## [What you are asked to do]
Identify each line below containing the string "size" and copy it.

## [Data extract]
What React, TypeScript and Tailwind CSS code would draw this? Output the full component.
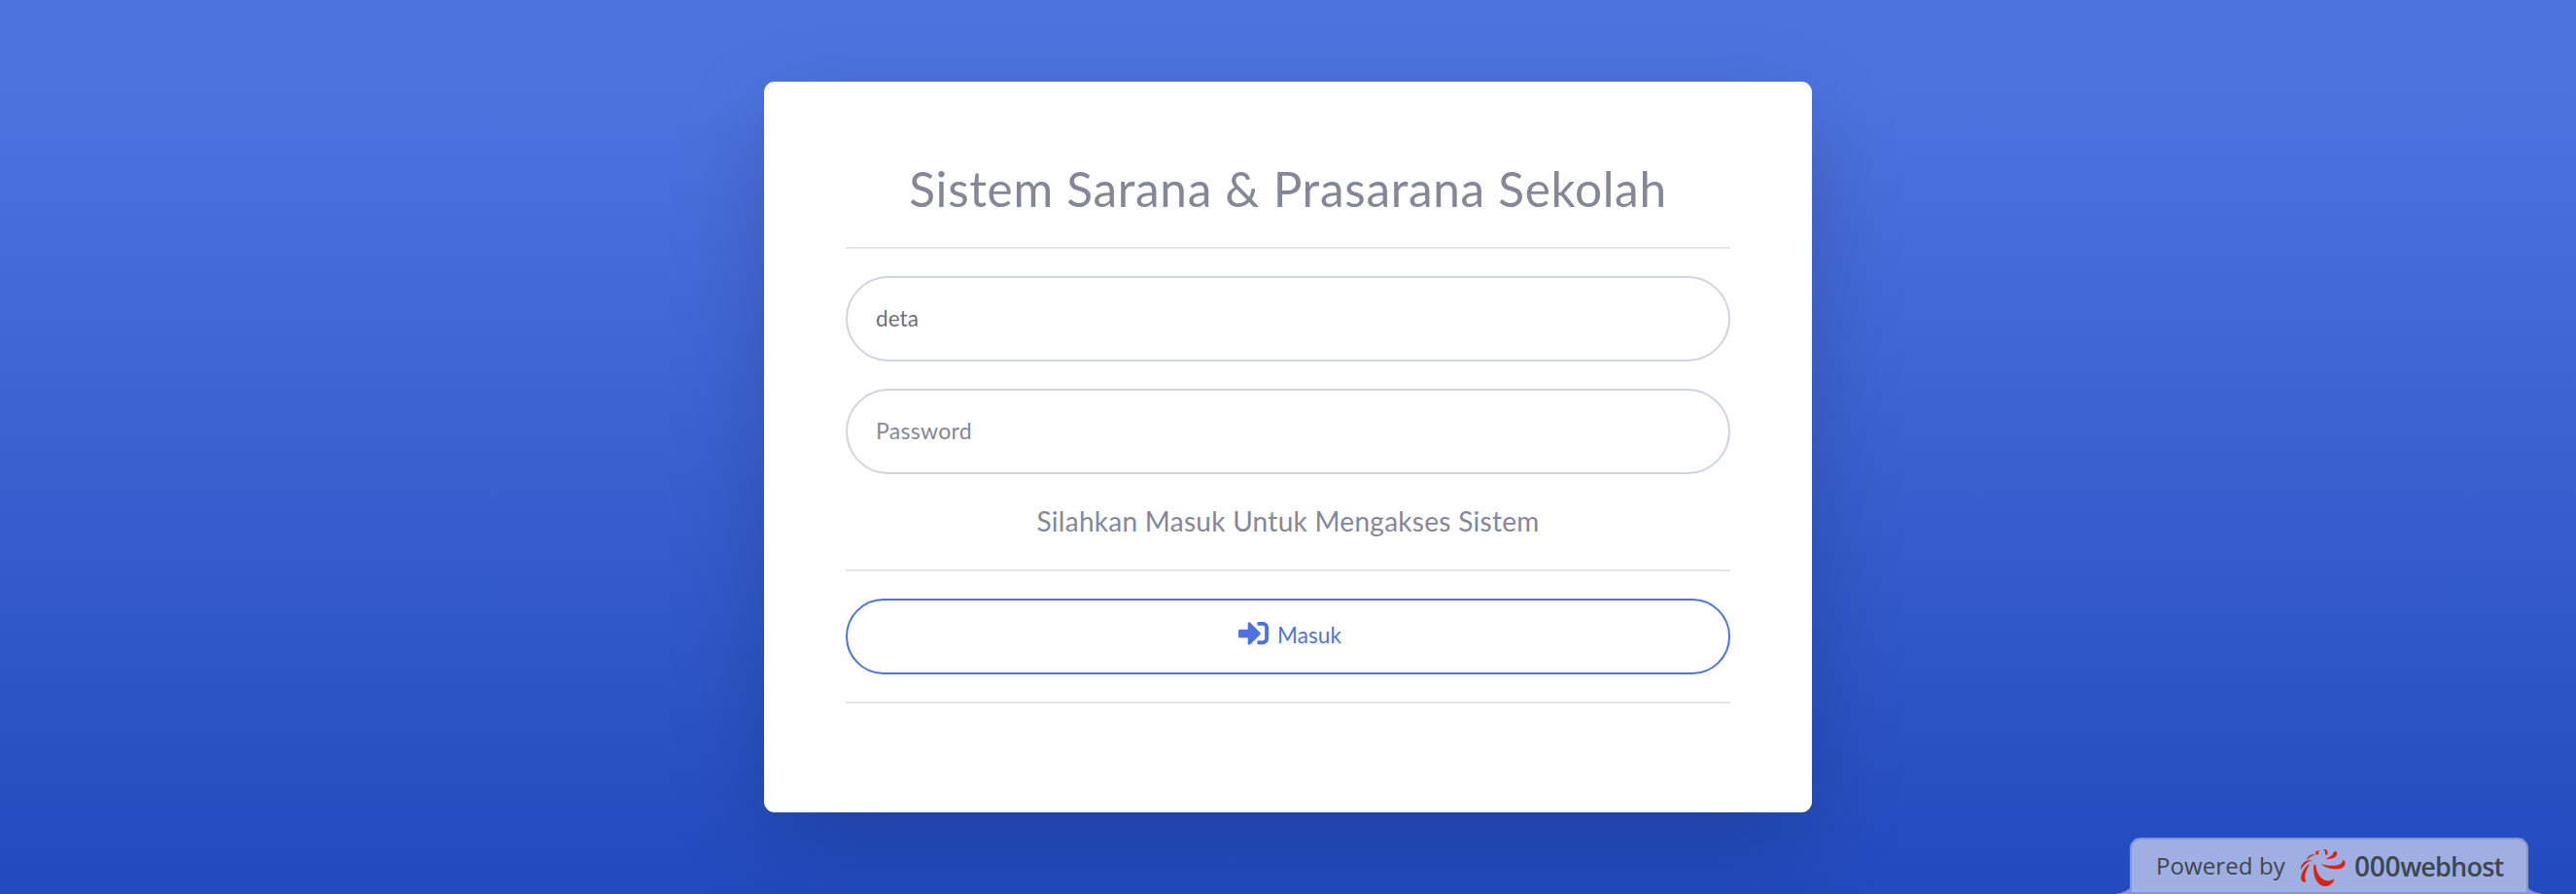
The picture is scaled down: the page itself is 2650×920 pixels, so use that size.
import { FaSignInAlt } from "react-icons/fa";

function Divider() {
  return <hr className="h-0.5 border-0 bg-[#e5e5e6]" />;
}

function HostLogo() {
  return (
    <svg viewBox="0 0 180 138" className="h-[46px] w-[60px] shrink-0" fill="#d9230f">
      <path d="M61 65C57 95 68 132 98 132C112 132 122 121 124 109C112 117 99 117 90 111C76 102 68 85 67 66Z" />
      <path d="M83 62C98 80 140 84 152 73C161 64 158 51 150 51C150 62 140 67 125 68C108 69 95 67 83 62Z" />
      <path d="M98 47C115 51 134 42 133 30C132 23 123 23 121 28C121 36 111 42 98 47Z" />
      <path d="M90 18C99 16 106 23 103 32C101 36 97 36 95 33C98 28 95 22 90 18Z" />
      <path d="M70 35C62 31 66 21 80 22C74 25 73 29 76 33Z" />
      <path d="M40 51C40 41 53 31 65 35C54 37 48 42 40 51Z" />
      <path d="M21 80C19 62 38 49 57 51C41 56 32 64 21 80Z" />
      <path d="M49 62C29 73 19 98 22 112C24 119 33 121 37 118C30 104 35 84 49 62Z" />
    </svg>
  );
}

function HostBadge() {
  return (
    <a
      href="#"
      className="absolute right-[49px] bottom-0 flex h-[58px] w-[410px] items-center rounded-t-[11px] border-2 border-[#8496d2] bg-[#9fafe2] font-['Open_Sans',sans-serif] text-[#40454f]"
    >
      <svg viewBox="0 0 17 10" className="absolute -bottom-0.5 -left-[17px] h-[10px] w-[17px]">
        <path d="M17 0C16 5 10 8.500 0 10H17Z" fill="#8496d2" />
      </svg>
      <svg viewBox="0 0 17 10" className="absolute -right-[17px] -bottom-0.5 h-[10px] w-[17px]">
        <path d="M0 0C1 5 7 8.500 17 10H0Z" fill="#8496d2" />
      </svg>
      <span className="ml-[25px] w-[142px] text-2xl leading-8 tracking-[0.1px] whitespace-nowrap">Powered by</span>
      <HostLogo />
      <span className="ml-0.5 flex items-baseline text-[27px] leading-8 font-semibold whitespace-nowrap">
        <span className="text-[28px] tracking-[-0.3px]">000</span>
        <span className="tracking-[-0.8px]">webhost</span>
      </span>
    </a>
  );
}

export default function App() {
  return (
    <main className="relative h-[920px] w-full overflow-hidden bg-[linear-gradient(180deg,#4e73df_10%,#224abe_100%)] pt-[84px] font-[Lato,sans-serif]">
      <section className="mx-auto h-[752px] w-[1078px] rounded-[11px] bg-white px-[84px] pt-[81px] shadow-[0_32px_96px_rgba(0,0,0,0.175)]">
        <h1 className="mb-[31px] text-center text-[49.5px] leading-[58px] tracking-[0.7px] text-[#858796]">
          Sistem Sarana &amp; Prasarana Sekolah
        </h1>
        <Divider />
        <form className="mt-7 flex flex-col" onSubmit={(e) => e.preventDefault()}>
          <input
            type="text"
            defaultValue="deta"
            className="h-[88px] rounded-full border-2 border-[#d1d3e2] px-[29px] pb-0.5 text-[22.5px] tracking-[0.1px] text-[#6e707e] outline-none"
          />
          <input
            type="password"
            placeholder="Password"
            className="mt-7 h-[88px] rounded-full border-2 border-[#d1d3e2] px-[29px] pb-0.5 text-[23px] tracking-[0.3px] text-[#6e707e] outline-none placeholder:text-[#858796]"
          />
          <p className="mt-[31px] mb-[33px] text-center text-[28px] leading-[34px] tracking-[0.28px] text-[#858796]">
            Silahkan Masuk Untuk Mengakses Sistem
          </p>
          <Divider />
          <button
            type="submit"
            className="my-7 flex h-[78px] items-center justify-center rounded-full border-2 border-[#4e73df] pl-1 text-[22.5px] tracking-[0.1px] text-[#4e73df]"
          >
            <FaSignInAlt className="mr-[9px] mb-2 size-[31px]" />
            <span className="mb-0.5">Masuk</span>
          </button>
          <Divider />
        </form>
      </section>
      <HostBadge />
    </main>
  );
}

## [Result]
The picture is scaled down: the page itself is 2650×920 pixels, so use that size.
            <FaSignInAlt className="mr-[9px] mb-2 size-[31px]" />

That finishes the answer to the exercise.